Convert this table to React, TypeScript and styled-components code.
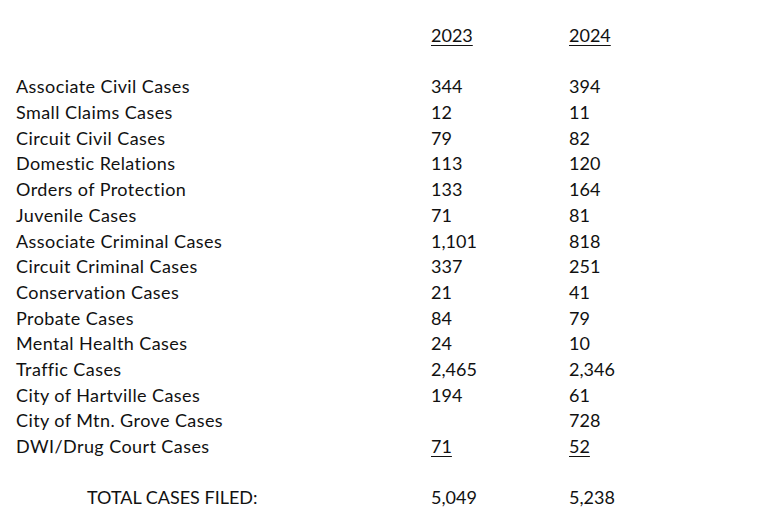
import React from "react";
import styled, { createGlobalStyle } from "styled-components";

const Global = createGlobalStyle`
  html, body { margin: 0; padding: 0; background: #ffffff; }
  body { font-family: "Lato", "Open Sans", sans-serif; color: #111; }
`;

const Sheet = styled.div`
  width: 765px;
  height: 532px;
  box-sizing: border-box;
  padding: 23px 0 0 16px;
  display: grid;
  grid-template-columns: 415px 138px 1fr;
  grid-auto-rows: 25.7px;
  font-size: 18px;
  line-height: 25.7px;
  overflow: hidden;
`;

const Cell = styled.div<{ $u?: boolean }>`
  white-space: nowrap;
  text-decoration: ${(p) => (p.$u ? "underline" : "none")};
  text-underline-offset: 3px;
  text-decoration-thickness: 1.3px;
`;

const Label = styled.div<{ $total?: boolean }>`
  white-space: nowrap;
  letter-spacing: ${(p) => (p.$total ? "0" : "0.42px")};
  padding-left: ${(p) => (p.$total ? "71px" : "0")};
`;

const Spacer = styled.div`
  grid-column: 1 / -1;
`;

const rows: [string, string, string][] = [
  ["Associate Civil Cases", "344", "394"],
  ["Small Claims Cases", "12", "11"],
  ["Circuit Civil Cases", "79", "82"],
  ["Domestic Relations", "113", "120"],
  ["Orders of Protection", "133", "164"],
  ["Juvenile Cases", "71", "81"],
  ["Associate Criminal Cases", "1,101", "818"],
  ["Circuit Criminal Cases", "337", "251"],
  ["Conservation Cases", "21", "41"],
  ["Probate Cases", "84", "79"],
  ["Mental Health Cases", "24", "10"],
  ["Traffic Cases", "2,465", "2,346"],
  ["City of Hartville Cases", "194", "61"],
  ["City of Mtn. Grove Cases", "", "728"],
  ["DWI/Drug Court Cases", "71", "52"],
];

export default function App() {
  return (
    <>
      <Global />
      <Sheet>
        <Label />
        <Cell $u>2023</Cell>
        <Cell $u>2024</Cell>
        <Spacer />
        {rows.map(([label, a, b], i) => {
          const last = i === rows.length - 1;
          return (
            <React.Fragment key={label}>
              <Label>{label}</Label>
              <Cell $u={last}>{a}</Cell>
              <Cell $u={last}>{b}</Cell>
            </React.Fragment>
          );
        })}
        <Spacer />
        <Label $total>TOTAL CASES FILED:</Label>
        <Cell>5,049</Cell>
        <Cell>5,238</Cell>
      </Sheet>
    </>
  );
}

++++++++++++++++++++

◆ Exercise goal:
Transcribe each line above verbatim, with the pictures left out.

◆ Response to this exercise:
Convert this table to React, TypeScript and styled-components code.
import React from "react";
import styled, { createGlobalStyle } from "styled-components";

const Global = createGlobalStyle`
  html, body { margin: 0; padding: 0; background: #ffffff; }
  body { font-family: "Lato", "Open Sans", sans-serif; color: #111; }
`;

const Sheet = styled.div`
  width: 765px;
  height: 532px;
  box-sizing: border-box;
  padding: 23px 0 0 16px;
  display: grid;
  grid-template-columns: 415px 138px 1fr;
  grid-auto-rows: 25.7px;
  font-size: 18px;
  line-height: 25.7px;
  overflow: hidden;
`;

const Cell = styled.div<{ $u?: boolean }>`
  white-space: nowrap;
  text-decoration: ${(p) => (p.$u ? "underline" : "none")};
  text-underline-offset: 3px;
  text-decoration-thickness: 1.3px;
`;

const Label = styled.div<{ $total?: boolean }>`
  white-space: nowrap;
  letter-spacing: ${(p) => (p.$total ? "0" : "0.42px")};
  padding-left: ${(p) => (p.$total ? "71px" : "0")};
`;

const Spacer = styled.div`
  grid-column: 1 / -1;
`;

const rows: [string, string, string][] = [
  ["Associate Civil Cases", "344", "394"],
  ["Small Claims Cases", "12", "11"],
  ["Circuit Civil Cases", "79", "82"],
  ["Domestic Relations", "113", "120"],
  ["Orders of Protection", "133", "164"],
  ["Juvenile Cases", "71", "81"],
  ["Associate Criminal Cases", "1,101", "818"],
  ["Circuit Criminal Cases", "337", "251"],
  ["Conservation Cases", "21", "41"],
  ["Probate Cases", "84", "79"],
  ["Mental Health Cases", "24", "10"],
  ["Traffic Cases", "2,465", "2,346"],
  ["City of Hartville Cases", "194", "61"],
  ["City of Mtn. Grove Cases", "", "728"],
  ["DWI/Drug Court Cases", "71", "52"],
];

export default function App() {
  return (
    <>
      <Global />
      <Sheet>
        <Label />
        <Cell $u>2023</Cell>
        <Cell $u>2024</Cell>
        <Spacer />
        {rows.map(([label, a, b], i) => {
          const last = i === rows.length - 1;
          return (
            <React.Fragment key={label}>
              <Label>{label}</Label>
              <Cell $u={last}>{a}</Cell>
              <Cell $u={last}>{b}</Cell>
            </React.Fragment>
          );
        })}
        <Spacer />
        <Label $total>TOTAL CASES FILED:</Label>
        <Cell>5,049</Cell>
        <Cell>5,238</Cell>
      </Sheet>
    </>
  );
}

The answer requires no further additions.